Tenía un pelo abundante, y Paula lo notó un poco ondulado al tacto. Si lo dibujara, sería moreno.


—Negro como la noche —dijo. Pedro no respondió, pero ella percibió su sonrisa contra las palmas de las manos.


Sus orejas no eran demasiado grandes ni demasiado pequeñas, y estaban bastante pegadas a la cabeza.


—Bien —murmuró, pareciendo una científica que estuviera haciendo un descubrimiento—. No hay ningún soplillo aquí.


Notó que la sonrisa de Pedro se hacía más franca, aunque no dijo nada. Le recorrió la frente con los dedos.


—Ninguna calva, lo que significa que eres más joven de lo que creía.


—O podría ser hereditario. Mi padre...


—Chist. Estoy llevando a cabo el examen. Tú ya no eres el médico.


—En ese caso, puedo toser.


Al principio, Paula no supo a qué se refería, y cuando cayó en la cuenta trató de no echarse a reír.


—Creo que debería estar presente una enfermera para proteger mi castidad.


—¿Un trío?


—Chist —siseó ella de nuevo, mientras se desplazaba a sus ojos. Pedro nos los cerró hasta que ella le tocó los párpados—. Cejas no demasiado pobladas. Las pestañas demasiado largas.


—Una maldición de la familia de mi padre. Las de mi sobrina parecen plumas.


—Qué incómodo para ella —dijo Paula, mientras le pasaba las yemas de los dedos por la nariz. Larga y recta, sin protuberancias ni deformidades de ninguna clase—. La nariz parece funcionar bien.


—Huelo tu perfume.


—Jamás me pongo... —empezó a decir ella, y entonces supo que le estaba tomando el pelo—. Encuentro que el amarillo cadmio es el que mejor me sienta.
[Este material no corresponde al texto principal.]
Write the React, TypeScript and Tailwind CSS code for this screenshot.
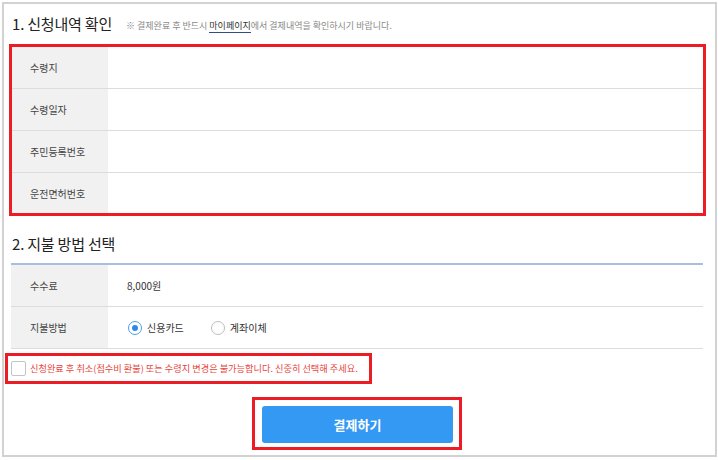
import React from "react";

const infoRows = [
    { label: "수령지", h: "h-[41px]" },
    { label: "수령일자", h: "h-[42px]" },
    { label: "주민등록번호", h: "h-[42px]" },
    { label: "운전면허번호", h: "h-[41px]" },
];

const App = () => {
    return <div className="bg-white w-[718px] h-[460px] pt-[2px] pl-[2px] font-['Noto_Sans_CJK_KR','Noto_Sans',sans-serif]">
        <div className="w-[715px] h-[455px] border-2 border-[#d2d2d2] pl-[7px] pr-[12px]">
            {/* 1. 신청내역 확인 */}
            <div className="flex items-center h-[40px] pt-[1px]">
                <h3 className="text-[15px] font-normal text-[#222] tracking-[-0.2px] ml-[1px]">1. 신청내역 확인</h3>
                <p className="ml-[14px] text-[9px] text-[#8a8a8a] mt-[2px]">
                    ※ 결제완료 후 반드시 <span className="text-[#333] border-b border-[#2f4d8a]">마이페이지</span>에서 결제내역을 확인하시기 바랍니다.
                </p>
            </div>
            <div className="ml-[-2px] mr-[-3px] border-[3px] border-[#ec1c24]">
                {infoRows.map((row, ind) => {
                    return <div key={ind} className={`flex ${row.h} ${ind > 0 ? "border-t border-[#dcdcdc]" : ""}`}>
                        <div className="w-[96px] bg-[#f1f1f1] flex items-center pl-[18px] text-[10px] text-[#444]">{row.label}</div>
                        <div className="flex-1"></div>
                    </div>
                })}
            </div>

            {/* 2. 지불 방법 선택 */}
            <div className="flex items-center h-[49px] pt-[9px] border-b-2 border-[#a9bfde]">
                <h3 className="text-[15px] font-normal text-[#222] tracking-[-0.2px] ml-[1px]">2. 지불 방법 선택</h3>
            </div>
            <div className="flex h-[42px] border-b border-[#dcdcdc]">
                <div className="w-[97px] bg-[#f1f1f1] flex items-center pl-[19px] text-[10px] text-[#444]">수수료</div>
                <div className="flex-1 flex items-center pl-[19px] text-[10px] text-[#333]">8,000원</div>
            </div>
            <div className="flex h-[42px] border-b border-[#dcdcdc]">
                <div className="w-[97px] bg-[#f1f1f1] flex items-center pl-[19px] text-[10px] text-[#444]">지불방법</div>
                <div className="flex-1 flex items-center pl-[20px] text-[10px] text-[#333]">
                    <label className="flex items-center">
                        <span className="w-[14px] h-[14px] shrink-0 rounded-full border border-[#4d9de8] flex items-center justify-center bg-white">
                            <span className="w-[6px] h-[6px] rounded-full bg-[#2d8ae8]"></span>
                        </span>
                        <span className="ml-[5px]">신용카드</span>
                    </label>
                    <label className="flex items-center ml-[27px]">
                        <span className="w-[14px] h-[14px] shrink-0 rounded-full border border-[#bdbdbd] bg-white"></span>
                        <span className="ml-[5px]">계좌이체</span>
                    </label>
                </div>
            </div>

            {/* 안내 */}
            <div className="mt-[4px] ml-[-6px] w-[367px] h-[31px] border-[3px] border-[#ec1c24] flex items-center pl-[3px]">
                <span className="w-[15px] h-[15px] shrink-0 border border-[#c4c4c4] bg-white rounded-[2px]"></span>
                <span className="ml-[4px] text-[9.2px] text-[#e8453c] whitespace-nowrap">신청완료 후 취소(접수비 환불) 또는 수령지 변경은 불가능합니다. 신중히 선택해 주세요.</span>
            </div>

            {/* 결제 버튼 */}
            <div className="flex justify-center mt-[13px]">
                <div className="border-[3px] border-[#ec1c24] pt-[6px] pb-[4px] pl-[7px] pr-[6px]">
                    <button className="w-[191px] h-[37px] rounded-[3px] bg-[#3399f3] text-white text-[13px] font-bold">결제하기</button>
                </div>
            </div>
        </div>
    </div>
};

export default App;
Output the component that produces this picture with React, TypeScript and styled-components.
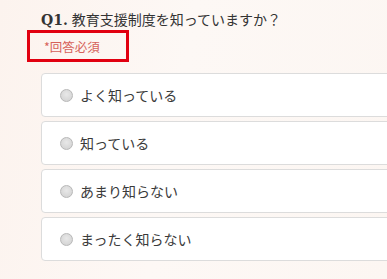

—Personalmente, me gusta el azul cielo. Sobre todo en noches como esta.


Dejó de hablar cuando las yemas de los dedos de Paula alcanzaron sus labios. Ella le palpó el pelo de la barba en las mejillas y la barbilla, aquella antigua señal que indicaba: hombre. Había pasado tiempo desde que se hubiera afeitado, así que el pelo casi era suave. Le entraron ganas de poner los labios encima, de sentirlo en la punta de la lengua.


—Paula —susurró él.


Ella se enderezó.


—Nada de eso ahora, soy Psique, y quiero palparte para conocer tu aspecto. —Con las yemas sobre las mejillas rasposas, le pasó los pulgares sobre los labios. Eran carnosos y suaves.


—Psique quiso que su marido le hiciera el amor —susurró él.


Paula sintió su aliento en la piel, el movimiento de sus labios bajo los pulgares.


Pedro se inclinó hacia ella, y Paula supo que la iba a besar... y quiso que lo hiciera.


Pero justo entonces las luces se encendieron dentro del caserón detrás de ellos, y ella se volvió para mirarlas.


Pedro dijo:
—¡La leche! —Y desapareció.


Paula volvió la mirada hacia él pero ya no estaba allí. Fue como si se hubiera inventado todo el incidente, como si lo hubiera soñado todo.


Entonces le llegó la voz de Pedro procedente del bosque.


—¡Psique! —le gritó.


—¿Sí, Cupido? —le respondió Paula, sonriendo por la broma.


—Mañana a las nueve.


—A las nueve —respondió, y entonces oyó sus pasos sobre el sendero del bosque.


Con un suspiro de pesar porque el dulce y oscuro encuentro hubiera acabado, Paula se volvió hacia la casa.